One-Week Practice Plan
You don’t need long sessions. You need repeats on different days, with the same cues, until the word feels automatic.
Day 1: Build The Shape
Do four-beat taps for two minutes. Then record three slow takes and listen once. End with five normal-speed repetitions.
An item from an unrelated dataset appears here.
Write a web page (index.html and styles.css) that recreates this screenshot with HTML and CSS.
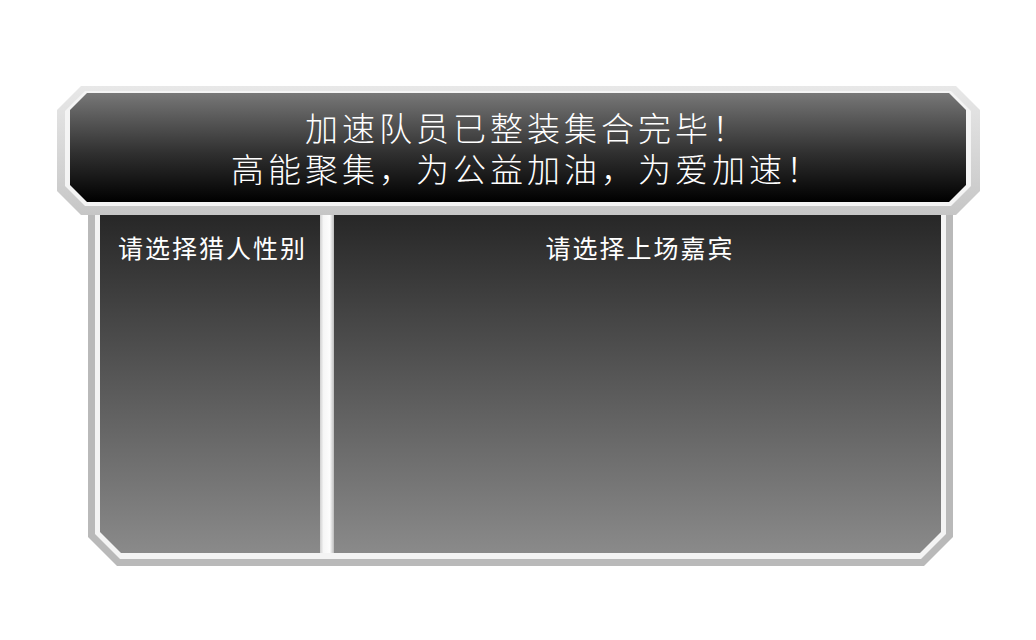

Day 2: Fix The “Gen” Sound
Do the back-of-throat warmup for two minutes. Then say the full word ten times, keeping your jaw loose. Finish with two short sentences.
Day 3: Lock The Stress
Run the stress swap drill for one minute. Then do the one-cue run, thinking only “TEE.” Speak one sentence at normal speed five times.
Day 4: Blend Into Speech
Pick two sentences from the list above and say them ten times each. Record once at the end and listen for the stress peak.
Day 5: Speed Without Slop
Say the word slowly five times, then normal five times, then a touch faster five times. If stress shifts, slow down and reset.
Day 6: Real-World Use
Say the word during a normal Spanish practice session: reading aloud, speaking to a partner, or shadowing a clip. Keep the checklist in mind, then let it go.
Day 7: Test Day
Record a short paragraph that includes the word three times. Listen back once. If it sounds steady, you’re done. If not, repeat Day 2 and Day 3 next week.
Once Argentina feels easy, your mouth gets a template for many other Spanish words with the same stress pattern. You’ll start trusting your pronunciation more, and that makes speaking feel lighter. After a few days, you’ll say it without thinking, even when you’re nervous.